The Scourge Between Stars
Ness Brown
Tor Nightfire
Fiction, Horror/Sci-Fi
**+ (Bad/Okay)
DESCRIPTION: Generations ago, colonists left an exhausted Earth to establish a new home in the Proxima star system... and failed. Now, their descendants are coaxing the worn-out generation ships back to the cradle of humanity, though whether anyone will still be alive when the ships get there is anyone's guess. Food supplies are dwindling, equipment is aging beyond repair, citizens are growing discouraged and mutinous, and periodically they find themselves battered by "engagements", random explosive byproducts of what appears to be an interstellar war on a scale that makes the humans seem like insects.
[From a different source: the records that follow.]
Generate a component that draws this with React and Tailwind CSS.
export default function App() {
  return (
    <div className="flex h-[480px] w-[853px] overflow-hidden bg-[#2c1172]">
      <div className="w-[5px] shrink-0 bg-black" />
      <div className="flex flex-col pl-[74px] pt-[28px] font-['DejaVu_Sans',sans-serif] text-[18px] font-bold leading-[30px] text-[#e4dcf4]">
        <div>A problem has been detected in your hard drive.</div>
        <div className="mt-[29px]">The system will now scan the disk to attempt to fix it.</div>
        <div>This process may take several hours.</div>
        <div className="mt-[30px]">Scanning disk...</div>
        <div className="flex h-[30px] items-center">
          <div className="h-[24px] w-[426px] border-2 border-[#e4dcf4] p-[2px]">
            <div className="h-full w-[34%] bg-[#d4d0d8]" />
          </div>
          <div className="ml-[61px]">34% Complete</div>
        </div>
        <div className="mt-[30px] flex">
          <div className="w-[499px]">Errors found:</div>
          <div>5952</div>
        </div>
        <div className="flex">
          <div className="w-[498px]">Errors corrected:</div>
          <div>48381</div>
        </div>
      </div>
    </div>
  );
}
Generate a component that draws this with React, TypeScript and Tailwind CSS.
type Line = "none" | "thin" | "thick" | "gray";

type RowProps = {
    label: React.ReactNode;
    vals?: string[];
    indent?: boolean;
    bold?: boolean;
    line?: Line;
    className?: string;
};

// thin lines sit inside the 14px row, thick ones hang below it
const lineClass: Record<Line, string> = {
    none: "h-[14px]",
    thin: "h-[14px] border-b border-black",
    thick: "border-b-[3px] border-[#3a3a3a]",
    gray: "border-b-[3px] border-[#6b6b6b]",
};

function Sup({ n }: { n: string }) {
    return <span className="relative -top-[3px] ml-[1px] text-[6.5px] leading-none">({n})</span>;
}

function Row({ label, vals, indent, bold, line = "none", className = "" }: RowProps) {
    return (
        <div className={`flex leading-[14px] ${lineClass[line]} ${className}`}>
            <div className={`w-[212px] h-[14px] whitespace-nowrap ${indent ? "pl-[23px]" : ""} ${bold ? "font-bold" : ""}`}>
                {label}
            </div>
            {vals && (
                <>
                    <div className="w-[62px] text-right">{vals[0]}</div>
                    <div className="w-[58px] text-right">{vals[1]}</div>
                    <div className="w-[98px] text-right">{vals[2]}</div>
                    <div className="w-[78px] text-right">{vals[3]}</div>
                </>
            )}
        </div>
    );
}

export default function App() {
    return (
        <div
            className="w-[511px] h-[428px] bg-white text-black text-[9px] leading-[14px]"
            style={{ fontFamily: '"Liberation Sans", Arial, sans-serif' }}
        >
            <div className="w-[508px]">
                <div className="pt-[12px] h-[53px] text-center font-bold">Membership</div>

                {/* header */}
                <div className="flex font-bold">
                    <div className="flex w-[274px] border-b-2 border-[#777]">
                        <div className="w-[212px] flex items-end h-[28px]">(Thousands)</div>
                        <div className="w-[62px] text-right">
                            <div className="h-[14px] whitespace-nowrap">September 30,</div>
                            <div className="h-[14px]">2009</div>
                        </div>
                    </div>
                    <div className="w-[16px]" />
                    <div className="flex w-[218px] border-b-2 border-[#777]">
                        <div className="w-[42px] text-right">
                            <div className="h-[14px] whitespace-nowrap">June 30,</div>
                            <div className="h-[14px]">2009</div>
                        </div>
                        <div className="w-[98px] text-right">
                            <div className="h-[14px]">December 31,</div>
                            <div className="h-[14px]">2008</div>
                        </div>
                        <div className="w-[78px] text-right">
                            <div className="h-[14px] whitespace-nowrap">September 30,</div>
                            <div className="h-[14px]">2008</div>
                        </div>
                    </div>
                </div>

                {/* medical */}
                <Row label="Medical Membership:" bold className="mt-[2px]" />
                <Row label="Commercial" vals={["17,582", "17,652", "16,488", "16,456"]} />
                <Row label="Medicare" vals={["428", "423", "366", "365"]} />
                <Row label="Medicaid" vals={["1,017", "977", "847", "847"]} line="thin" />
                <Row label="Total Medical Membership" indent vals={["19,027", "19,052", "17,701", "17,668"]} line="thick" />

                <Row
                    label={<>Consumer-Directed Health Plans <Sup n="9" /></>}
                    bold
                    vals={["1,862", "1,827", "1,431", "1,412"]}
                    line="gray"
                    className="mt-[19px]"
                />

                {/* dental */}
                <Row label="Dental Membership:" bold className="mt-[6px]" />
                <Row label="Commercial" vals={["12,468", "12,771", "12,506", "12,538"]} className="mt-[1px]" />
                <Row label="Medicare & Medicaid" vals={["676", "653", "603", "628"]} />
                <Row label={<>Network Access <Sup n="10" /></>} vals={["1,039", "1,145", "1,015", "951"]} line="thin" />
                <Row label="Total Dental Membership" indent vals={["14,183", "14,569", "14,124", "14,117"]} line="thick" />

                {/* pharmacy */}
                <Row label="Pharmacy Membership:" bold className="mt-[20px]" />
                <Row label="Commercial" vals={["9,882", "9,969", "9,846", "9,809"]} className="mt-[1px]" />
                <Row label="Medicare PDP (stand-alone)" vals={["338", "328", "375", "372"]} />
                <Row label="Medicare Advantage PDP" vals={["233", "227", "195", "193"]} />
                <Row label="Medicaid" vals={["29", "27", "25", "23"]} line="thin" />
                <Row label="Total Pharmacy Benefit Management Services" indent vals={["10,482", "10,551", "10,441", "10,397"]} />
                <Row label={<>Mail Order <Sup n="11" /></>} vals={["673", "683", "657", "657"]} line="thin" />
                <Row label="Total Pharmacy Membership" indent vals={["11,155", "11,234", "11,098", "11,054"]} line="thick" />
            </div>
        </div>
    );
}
Over the years, communication between the ships in their ragtag flotilla has deteriorated, until the Calypso might as well be traversing the black alone. Perhaps that's why the ship's official captain has gone into hiding in his cabin, leaving his daughter, Jacklyn Albright, the acting commander of a vessel and crew on the edge of collapse.
And things are about to get worse.
When people and supplies start disappearing, Jacklyn at first thinks it might be faulty sensors, or maybe one of the more rebellious factions acting out. When she hears the ominous bangs and thumps in the walls, it might easily be the Calypso's aging conduits. But when she finds the dismembered body, she can't rationalize it any longer. Something very dangerous is aboard the Calypso, something that may not have originated on Earth.. and that "something" has decided humans are its new favorite prey...
REVIEW: A quick glance at the description likely brings to mind a popular sci-fi franchise or two, where an exhausted crew isolated in deep space has to cope with an entity that seems, against biological probability, to have evolved solely to stalk and consume bipedal mammalians from an entirely different star system. Though The Scourge Between Stars tries to dress it up with some interpersonal conflicts and a subplot about a scientist abusing an android with emotions, ultimately it doesn't bring too much new to a very familiar table.
Jacklyn is a middling at best commander, saddled by numerous personal problems and insecurities yet forced into the position because she's the captain's daughter and because, even in an emergency, nobody really puts much effort into actually trying to get the real captain out of his self-imposed exile - not even when an alien monster is known to be picking off people in isolated places. She has a sometimes-girlfriend on the bridge and a crew that's mostly loyal to her, though to be honest characterizations aren't generally that deep or memorable, mostly filling roles in an expected storyline. It takes far too long for Jacklyn to put two and two together and arrive at the obvious four of "something very bad is happening on this ship", and when she does things go as they almost always go in these stories: small groups with guns stalking dark corridors while shadowy things jump out at them (along with the requisite false starts). Some of these incidents do a decent job building tension, but there's a sameness that settles in, and a sense of stretching once the premise is clear. Other subplots - the mutiny, the breakdown of various vital systems on the ship, some personal frictions, and more - become story clutter once the invasion takes center stage, never developed enough to care about or resolve in a satisfactory manner. The climax and resolution feel forced, and the wrap-up feels far too convenient and neat given the state of the ship and crew after the incidents involved. There are also some logic holes and hiccups, and more than one instance where revelations are drawn out too long. I wound up dropping it below a flat Okay rating for a sense of irritation that settled in by the halfway point, and also because the fact that it felt compelled to shoehorn in a sexual abuse subplot involving an intentionally feminized android as a helpless victim really felt manipulative.